Editoriale

IL DUELLO DEL COWBOY

di Tommaso Cerno -

Tommaso Cerno


Quel vecchio cowboy che gli americani hanno messo alla Casa Bianca ha una guerra da vincere. E deve farlo prima delle Presidenziali. In gioco c’è il ruolo degli Stati Uniti nel mondo. E non certo la libertà del Donbass. Solo quando avremo finito di raccontarci favole potremo guardarci negli occhi e dirci cosa vogliamo fare. Qualunque cosa sia. L’importante è che la smettiamo di fingere di non renderci conto che la guerra in Ucraina non è il nocciolo della questione globale. E che i confini del conflitto sono già altri. Lo dimostra pure il fatto che Zelensky abbia appena terminato il suo tour planetario con i Grandi della Terra, di mezza Terra verrebbe da dire, mentre fino a poche settimane fa le passerelle occidentali e i grandi proclami sulla difesa della democrazia si svolgevano a Kiev. Non è un caso. E non lo è nemmeno il momento in cui la grande narrazione della resistenza democratica alla Russia cambia registro. Nel silenzio pressoché totale dell’Europa che in questa guerra sta mostrando tutti i suoi limiti politici e la sua assenza di peso sullo scenario globale.
Joe Biden ha scelto, invece, che fare. E sta rischiando tutto. Mentre negli Usa scende in campo Ron Desantis, il presidente più acciaccato della storia statunitense gioca una partita a rischiatutto.
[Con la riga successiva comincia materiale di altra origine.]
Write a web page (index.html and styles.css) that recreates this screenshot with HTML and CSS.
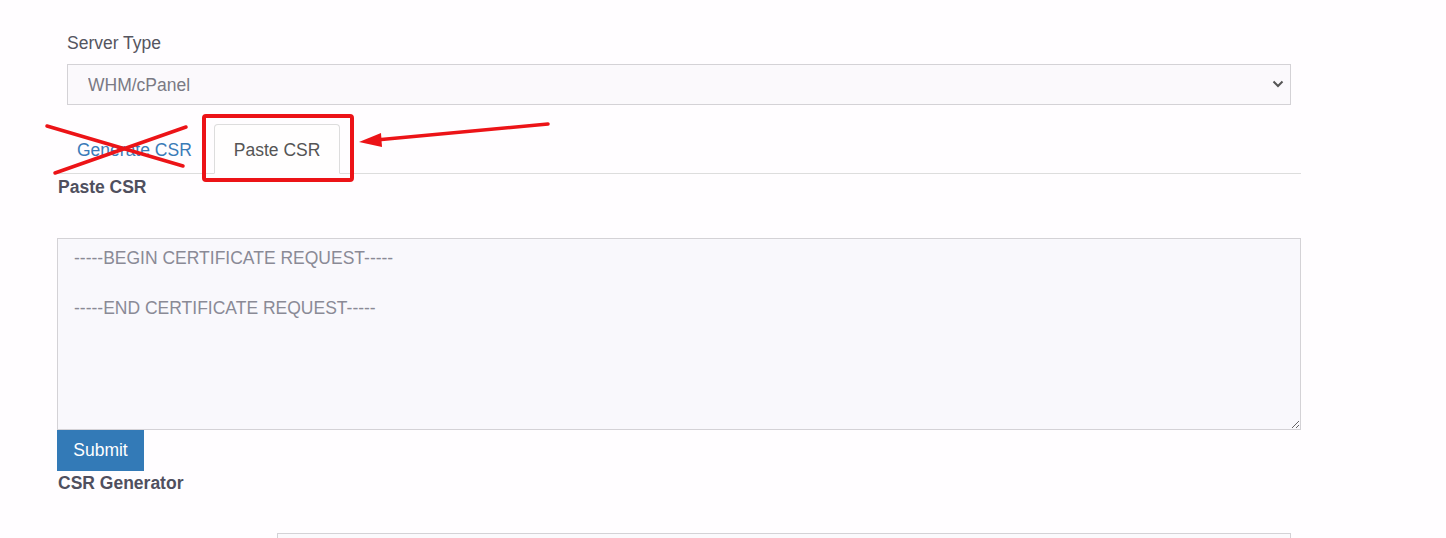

Che parte dal default, la mossa a cui nessuno vuole ancora credere, e passa attraverso un irrigidimento degli accordi con gli alleati di sempre. Che le cose stiano cambiando, e in peggio, se ne sono accorti tutti. Il problema è che la strada è stata appena imboccata e che gli effetti si vedranno dopo l’estate. In quella che si annuncia come una crisi profonda, economica, politica e sociale.
Dall’altra parte c’è la Cina. Quella stessa Cina che profetizza pubblicamente da molto tempo di superare gli Stati Uniti d’America in quanto a potenza economica e militare entro una decina d’anni, messaggio arrivato forte e chiaro anche dalla rielezione storica del presidente XI per il terzo mandato. Una Cina che con l’Europa aveva costruito ponti e accordi, in quella che sembrava la terza via dell’Unione, saldamente ancorata all’alleanza atlantica ma al tempo stesso capace di svolgere il suo ruolo di terra di mezzo tra i due estremi est e ovest della nostra carta geopolitica. Peccato che con la guerra in Ucraina, che riguarda certo l’invasore Putin ma anche il Trattato di Minsk usato come carta straccia da tutte le diplomazie occidentali, tutto questo percorso verso Pechino è finito in niente. Ora tutto si può fare e ogni scelta può essere riconsiderata. L’importante è avere almeno il coraggio di dirlo. Cosa che in Europa nessuno sta facendo. I governi di tutti i colori ripetono da quasi un anno e mezzo lo stesso mantra democratico, che alla luce dei fatti che stanno avvenendo, vale come le prime pagine di un quaderno della prima elementare, dove a ogni lettera corrisponde un animale e i bambini imparano a leggere.